Want to give traumatized or hospitalized children something secure and soft to cuddle? Check out Project Linus, which provides handmade quilts and blankets to children in need across the country.
Since its founding in 1995, Project Linus has delivered well over 6 million handmade quilts and blankets to children in need. Because it works through local chapters, with chapters in all 50 states, the blankets and quilts that you make are guaranteed to go to children in your area.
The benefit to working with an organization like Project Linus, rather than contacting hospitals and agencies yourself, is that they’ve already made all of the connections for you. They’ve already reached out to the always-busy organizations in each chapter’s area, and they know not only what size and kind of quilts and blankets would be most appreciated by the children served, but also the very important requirements for a donation to even be accepted in each place (organic cotton isn’t required, but would be a great choice!).
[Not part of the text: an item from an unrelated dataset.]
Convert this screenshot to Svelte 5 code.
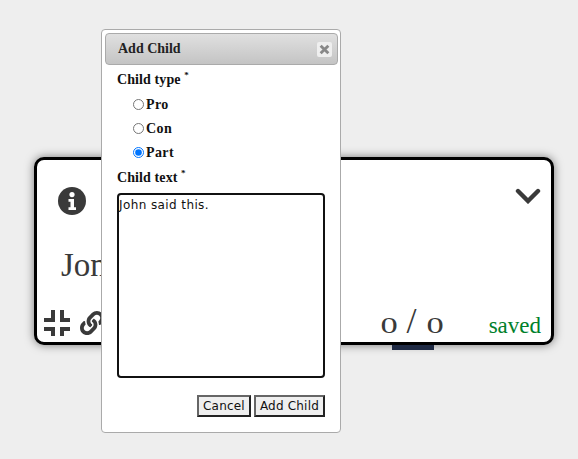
<script>
  let kind = $state('Part');
  const kinds = ['Pro', 'Con', 'Part'];
</script>

<div class="page">
  <section class="card">
    <div class="top">
      <svg class="info" viewBox="0 0 28 28" aria-hidden="true">
        <circle cx="14" cy="14" r="14" fill="#3a3a3a" />
        <circle cx="14" cy="7.6" r="2.6" fill="#fff" />
        <path d="M10.5 12h5.5v8.2h2V23h-7.5v-2.8h2v-5.4h-2z" fill="#fff" />
      </svg>
      <svg class="chev" viewBox="0 0 26 16" aria-hidden="true">
        <path d="M3 3l10 10L23 3" fill="none" stroke="#3a3a3a" stroke-width="4.4" stroke-linecap="round" />
      </svg>
    </div>
    <div class="name">Jon</div>
    <div class="bottom">
      <svg class="compress" viewBox="0 0 26 26" aria-hidden="true">
        <path d="M7 0h4v12H0V8h7zM16 0h4v8h6v4H16zM0 17h11v9H7v-5H0zM16 17h10v4h-6v5h-4z" fill="#3a3a3a" />
      </svg>
      <svg class="link" viewBox="0 0 512 512" aria-hidden="true">
        <path fill="#3a3a3a" d="M326.612 185.391c59.747 59.809 58.927 155.698.36 214.59-.11.12-.24.25-.36.37l-67.2 67.2c-59.27 59.27-155.699 59.262-214.96 0-59.27-59.26-59.27-155.7 0-214.96l37.106-37.106c9.84-9.84 26.786-3.3 27.294 10.606.648 17.722 3.826 35.527 9.69 52.721 1.986 5.822.567 12.262-3.783 16.612l-13.087 13.087c-28.026 28.026-28.905 73.66-1.155 101.96 28.024 28.579 74.086 28.749 102.325.51l67.2-67.19c28.191-28.191 28.073-73.757 0-101.83-3.701-3.694-7.429-6.564-10.341-8.569a16.037 16.037 0 0 1-6.947-12.606c-.396-10.567 3.348-21.456 11.698-29.806l21.054-21.055c5.521-5.521 14.182-6.199 20.584-1.731a152.482 152.482 0 0 1 20.522 17.197zM467.547 44.449c-59.261-59.262-155.69-59.27-214.96 0l-67.2 67.2c-.12.12-.25.25-.36.37-58.566 58.892-59.387 154.781.36 214.59a152.454 152.454 0 0 0 20.521 17.196c6.402 4.468 15.064 3.789 20.584-1.731l21.054-21.055c8.35-8.35 12.094-19.239 11.698-29.806a16.037 16.037 0 0 0-6.947-12.606c-2.912-2.005-6.64-4.875-10.341-8.569-28.073-28.073-28.191-73.639 0-101.83l67.2-67.19c28.239-28.239 74.3-28.069 102.325.51 27.75 28.3 26.872 73.934-1.155 101.96l-13.087 13.087c-4.35 4.35-5.769 10.79-3.783 16.612 5.864 17.194 9.042 34.999 9.69 52.721.509 13.906 17.454 20.446 27.294 10.606l37.106-37.106c59.271-59.259 59.271-155.699.001-214.959z" />
      </svg>
      <div class="count"><span class="digit">0</span><span class="slash">/</span><span class="digit">0</span></div>
      <div class="saved">saved</div>
    </div>
  </section>
  <div class="tab"></div>

  <div class="dialog">
    <header class="title">
      <span>Add Child</span>
      <button class="close" aria-label="Close">
        <svg viewBox="0 0 10 10"><path d="M1.5 1.5l7 7M8.5 1.5l-7 7" stroke="#888" stroke-width="2.6" /></svg>
      </button>
    </header>
    <div class="body">
      <div class="label">Child type <sup>*</sup></div>
      <div class="radios">
        {#each kinds as k}
          <label class="radio"><input type="radio" name="kind" value={k} bind:group={kind} /><span>{k}</span></label>
        {/each}
      </div>
      <div class="label text">Child text <sup>*</sup></div>
      <textarea class="area">John said this.</textarea>
      <div class="actions">
        <button class="btn">Cancel</button>
        <button class="btn">Add Child</button>
      </div>
    </div>
  </div>
</div>

<style>
  :global(body) { margin: 0; background: #eee; }
  .page { position: relative; width: 578px; height: 459px; padding-top: 157px; box-sizing: border-box; overflow: hidden; font-family: "Liberation Serif", serif; }
  .card { margin-left: 34px; width: 520px; height: 188px; box-sizing: border-box; background: #fff; border: 3px solid #000; border-radius: 10px; box-shadow: 0 0 10px rgba(0,0,0,.5); display: flex; flex-direction: column; padding: 0 10px 0 7px; color: #3a3a3a; }
  .top { display: flex; justify-content: space-between; align-items: flex-start; padding-left: 14px; height: 56px; flex: none; }
  .info { width: 28px; height: 28px; margin-top: 27px; }
  .chev { width: 26px; height: 16px; margin-top: 28px; margin-right: 0; }
  .name { font-size: 33px; line-height: 36px; padding: 31px 0 0 17px; white-space: nowrap; flex: 1; }
  .bottom { display: flex; align-items: center; height: 36px; padding-bottom: 2px; }
  .compress { width: 26px; height: 26px; margin-top: 2px; }
  .link { width: 24px; height: 24px; margin: 2px 0 0 10px; }
  .count { margin-left: auto; margin-right: 46px; display: flex; align-items: baseline; gap: 10px; font-size: 23px; }
  .digit { display: inline-block; width: 16px; text-align: center; transform: scaleX(1.5); }
  .slash { font-size: 36px; line-height: 30px; }
  .saved { color: #00802b; font-size: 23px; margin-top: 8px; }
  .tab { margin-left: 392px; width: 42px; height: 5px; background: #1f2a44; }

  .dialog { position: absolute; left: 101px; top: 29px; width: 240px; height: 404px; box-sizing: border-box; background: #fff; border: 1px solid #aaa; border-radius: 4px; padding: 3px 2px 3px 3px; color: #111; }
  .title { height: 32px; box-sizing: border-box; display: flex; align-items: center; justify-content: space-between; padding: 0 5px 0 12px; background: linear-gradient(#e0e0e0, #c4c4c4); border: 1px solid #aaa; border-radius: 4px; font-weight: bold; font-size: 14px; color: #222; }
  .close { width: 15px; height: 15px; padding: 2px; border: 0; background: #efefef; border-radius: 2px; display: flex; }
  .close svg { width: 11px; height: 11px; }
  .body { padding: 0 12px; }
  .label { font-weight: bold; font-size: 14px; letter-spacing: .1px; margin-top: 6px; line-height: 18px; }
  .label sup { font-size: 9px; line-height: 0; }
  .label.text { margin-top: 4px; }
  .radios { display: flex; flex-direction: column; padding: 4px 0 0 16px; }
  .radio { display: flex; align-items: center; height: 24px; font-weight: bold; font-size: 14px; letter-spacing: .4px; }
  .radio input { margin: -1px 2px 0 0; width: 11px; height: 11px; }
  .area { display: block; width: 208px; height: 185px; box-sizing: border-box; margin-top: 6px; border: 2px solid #111; border-radius: 4px; padding: 3px 0 0; font-family: "DejaVu Sans", sans-serif; font-size: 12px; letter-spacing: .4px; line-height: 15px; resize: none; outline: none; overflow: hidden; color: #111; }
  .actions { display: flex; justify-content: flex-end; gap: 3px; margin: 17px 1px 0 0; }
  .btn { height: 22px; padding: 0 4px; background: #efefef; border: 2px solid; border-color: #666 #222 #222 #666; font-family: "DejaVu Sans", sans-serif; font-size: 12px; letter-spacing: .2px; color: #111; }
</style>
The donations to my closest Project Linus chapter are given to youth centers, schools, adoption centers, homeless shelters, and CASA. The organizations served by your local chapter will likely be different, but will all be local to you.
Project Linus also has a large collection of patterns that organizations accept and that kids love. When we make handmade items to donate, my favorite practice is to make duplicates–one for my own kids (or to save as a baby gift), and one to donate. Another fun way to include kids is to have them help you make an item to donate to someone just their age. My kids STILL talk about the time that they helped me make sundresses in their exact sizes to donate to a dress drive for Haiti. Although most Project Linus quilts and blankets are sewn, knitted, or crocheted, they do have patterns for no-sew fleece blankets that children could make with help and supervision.